On a souvent entendu Alexis s'en prendre au dogmatisme. Plusieurs ont pu penser qu'il visait tout spécialement la religion. Pourtant la pensée d'Alexis impliquait les dimensions religieuse et métaphysique ; dans ces milieux de pensée, il y a tout de même des dogmes qui ont leur importance. Mais ne nous trompons pas, car le dogmatisme, c'est toute autre chose. À la fin des années soixante et dans la décennie soixante-dix, alors que beaucoup d'intellectuels pratiquaient le rejet du religieux, on a pensé en avoir fini avec le dogmatisme. Quelle illusion ! Au contraire, on a assisté à l'émergence de dogmatismes plutôt pervers qui ont envahi les milieux de l'éducation, du syndicalisme et même des médias ; je veux parler du marxisme qui s'est imposé comme la vérité incontournable et absolue, qui se propose de prendre toute la place. Le dogmatisme est cette attitude qui prétend détenir la vérité, alors que son horizon est des plus simplistes. Son mécanisme mental favorise le rejet de toute autre perspective.

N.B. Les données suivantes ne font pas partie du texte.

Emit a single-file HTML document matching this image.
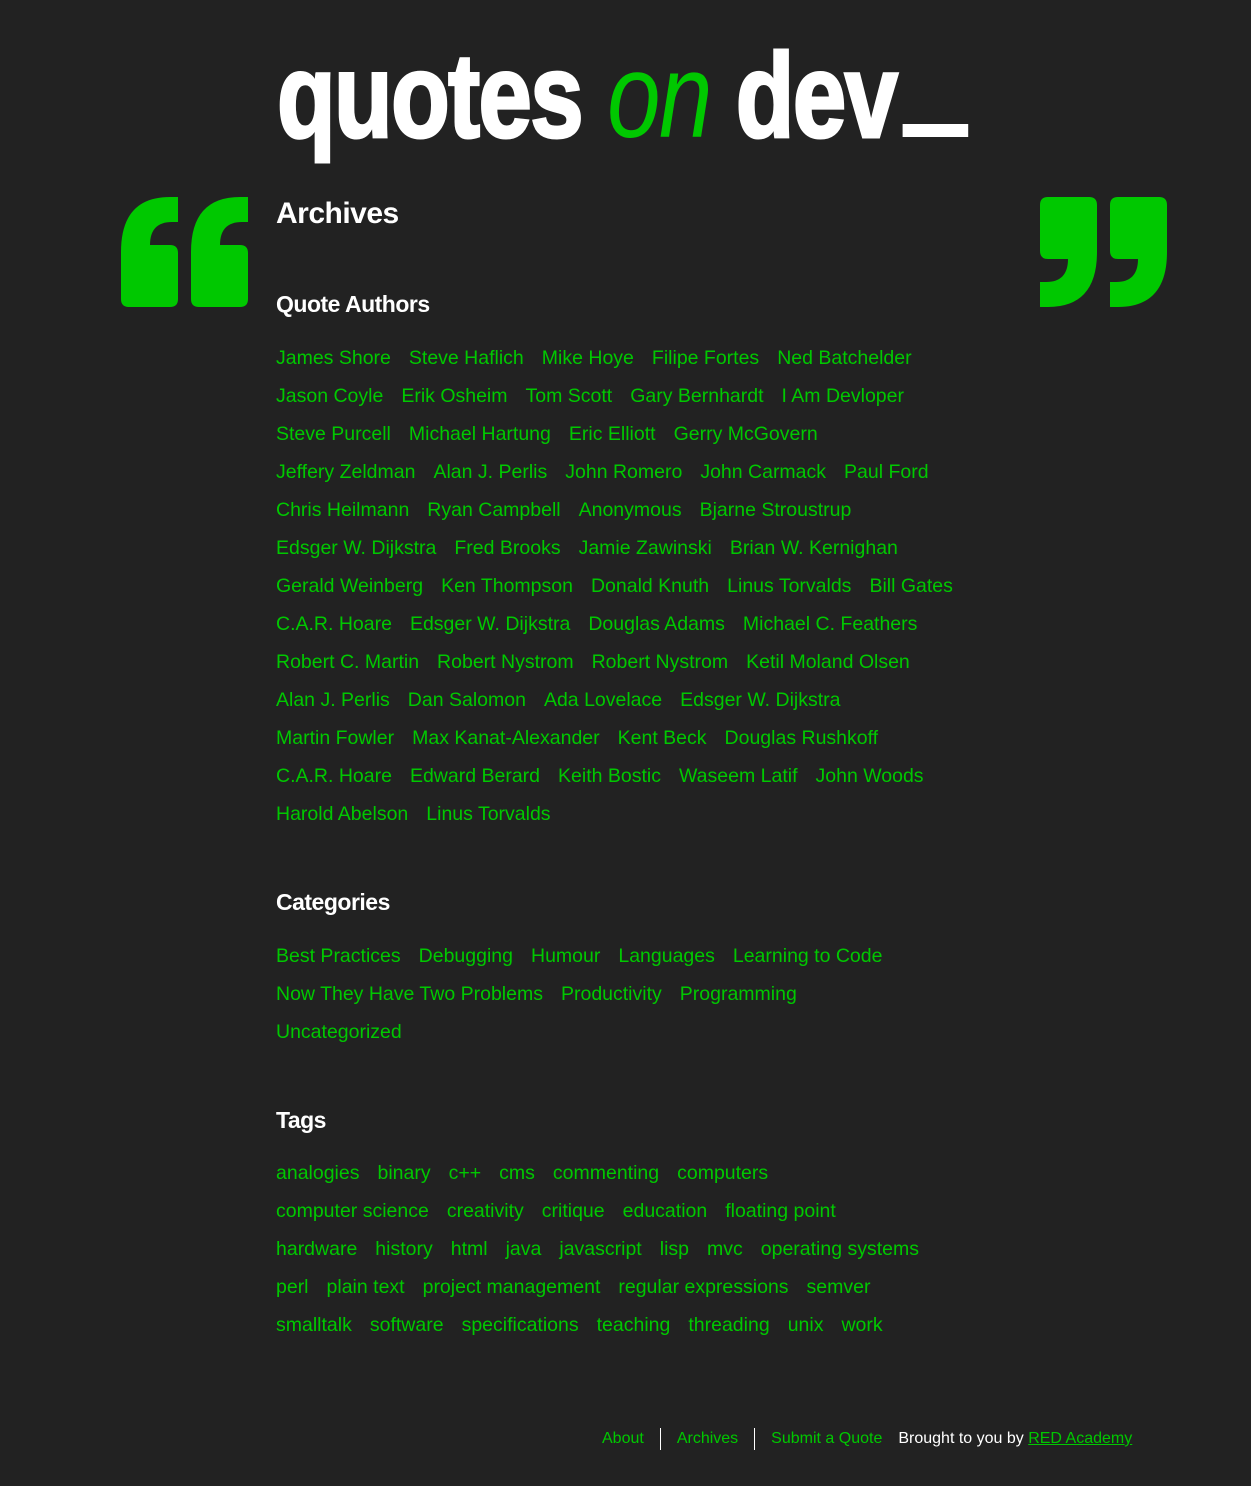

L'attitude dogmatique de certains protagonistes, joints à d'autres « istes » tentait de nous faire avaler ce genre de couleuvre.

En somme, Alexis Klimov au travers ses thèmes préférés voulaient faire entrer au cœur du mystère divino-humain et mettre en garde contre les pièges qui nous guettent aux croisées des chemins, mais sans rien enlever aux valeurs de la Vie, de la Beauté et de la Vérité.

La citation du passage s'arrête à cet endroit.